In Search of the Mace
A tool is easy to find. Learning to wield it is the real journey.
The Problem With Training Alone
Once I got hooked, my next instinct was simple: find a place to train.
That turned out to be much harder than expected.
Steel mace classes and gyms are rare, at least if you want something within regular driving distance and not a once in a while workshop or a random mention buried in someone’s general fitness offerings. I found a coach in Bellingham, Washington, which was promising, but I was hoping for something closer. Something consistent. Something I could build into real life without turning every lesson into a small expedition.
So for a while, I did what most people probably do. I turned to YouTube.
And YouTube, while useful, is also a very efficient way to build bad habits when you do not yet know what correct movement is supposed to feel like.

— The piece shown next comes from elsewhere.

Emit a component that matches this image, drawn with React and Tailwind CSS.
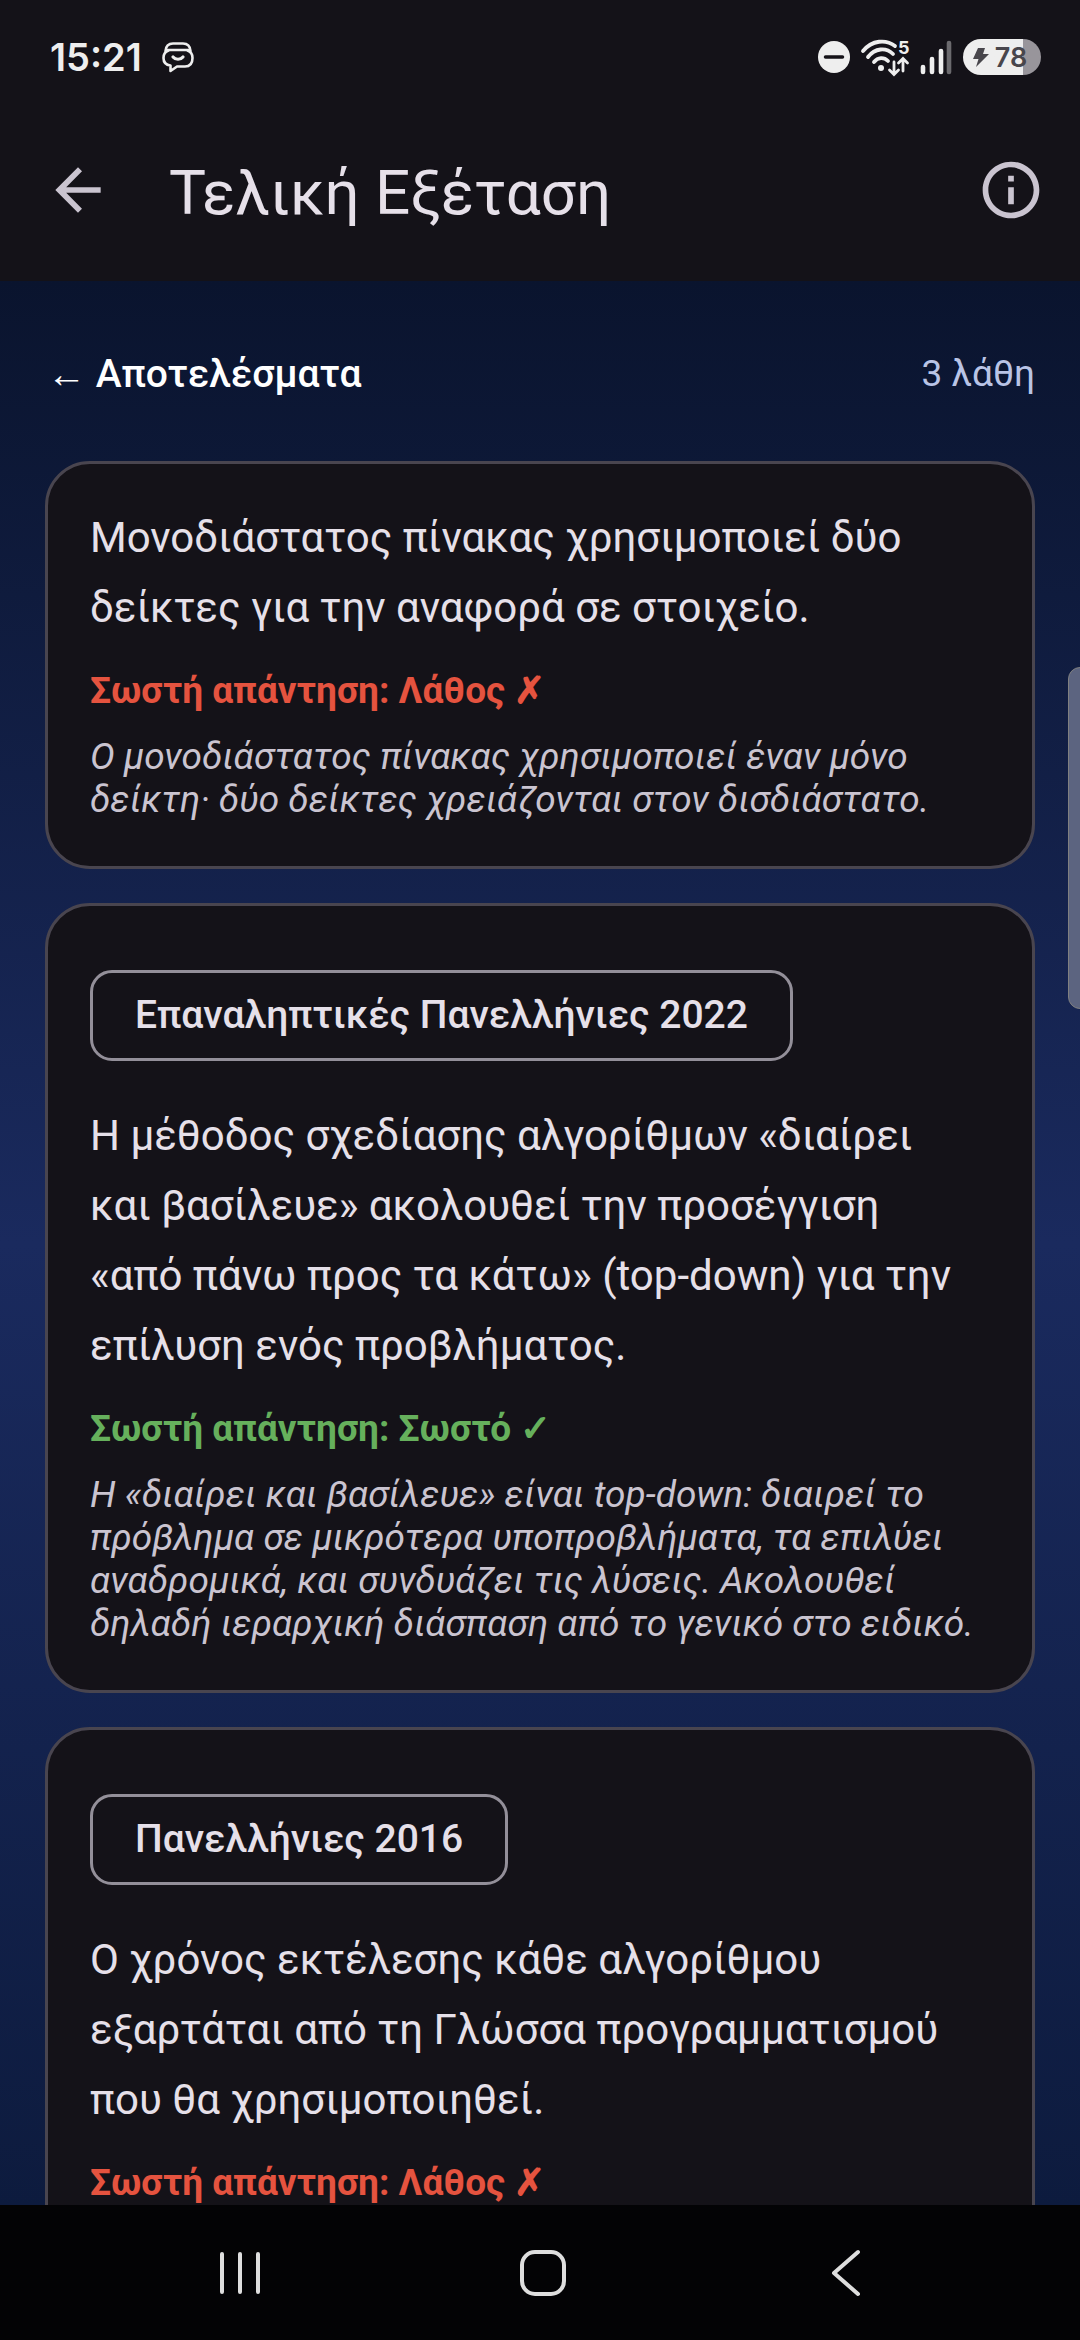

I practiced alone in my condo. I watched videos. I mimicked what I could. I swung the mace, thought I was getting somewhere, and quietly built a collection of compensations I could not yet see.
Kelowna, BC, Unexpectedly
Then came a surprise.
While visiting my best friend in Kelowna, I did a casual search and found something I had not managed to find close to home: a steel mace studio.
That felt almost absurdly lucky.

I signed up for a class and finally learned how to do a proper 360.
Not a version I had pieced together from the internet. Not a version powered by momentum and guesswork. An actual 360, with correction, structure, and someone in the room who could tell me what my body was doing versus what I thought it was doing.
It was a joy.
Part of it was technical. I learned quickly how much I had been missing. But part of it was something else entirely: being in a room with other people swinging maces, learning together, speaking the same strange little language of mills and 360s and offsets and timing. Steel mace can be a solitary practice, but it does not have to be. There is something deeply satisfying about finding community around a tool that so often feels obscure.

I have been back to that studio twice since, and every visit has felt worth it.
Bellingham, WA
Later, I signed up for personal training with a coach in Bellingham and spent two focused days working through fundamentals, corrections, and movement patterns.
That training sharpened a few things for me immediately.
First, how much the mace depends on the core, and not in the vague fitness industry sense of “engage your core.” I mean genuinely understanding how the trunk stabilizes the movement, how the glutes support the pattern, and how much cleaner the swing becomes when the body is actually connected.
Second, mobility matters more than I wanted it to.
The training also incorporated yoga based movement and mobility work. I will admit this is not the part of mace training that naturally calls to me. I am not especially interested in turning my practice into a yoga journey. But the corrections were valuable, and the mobility work was undeniably useful. It made clear that brute strength alone is not enough. The mace will keep asking for range, control, and coordination whether I feel like giving it those things or not.
What I Took From It
If the first lesson the mace taught me was humility, the second was that instruction matters.
You can get started alone. You can absolutely fall in love with the tool alone. But there is a limit to what you can see from inside your own movement patterns, especially with something as technical and leveraged as steel mace.
A good coach shortens the learning curve. A good class reminds you that you are not the only person out there doing this strange and wonderful thing.
And both are worth chasing, even if they are inconvenient to find.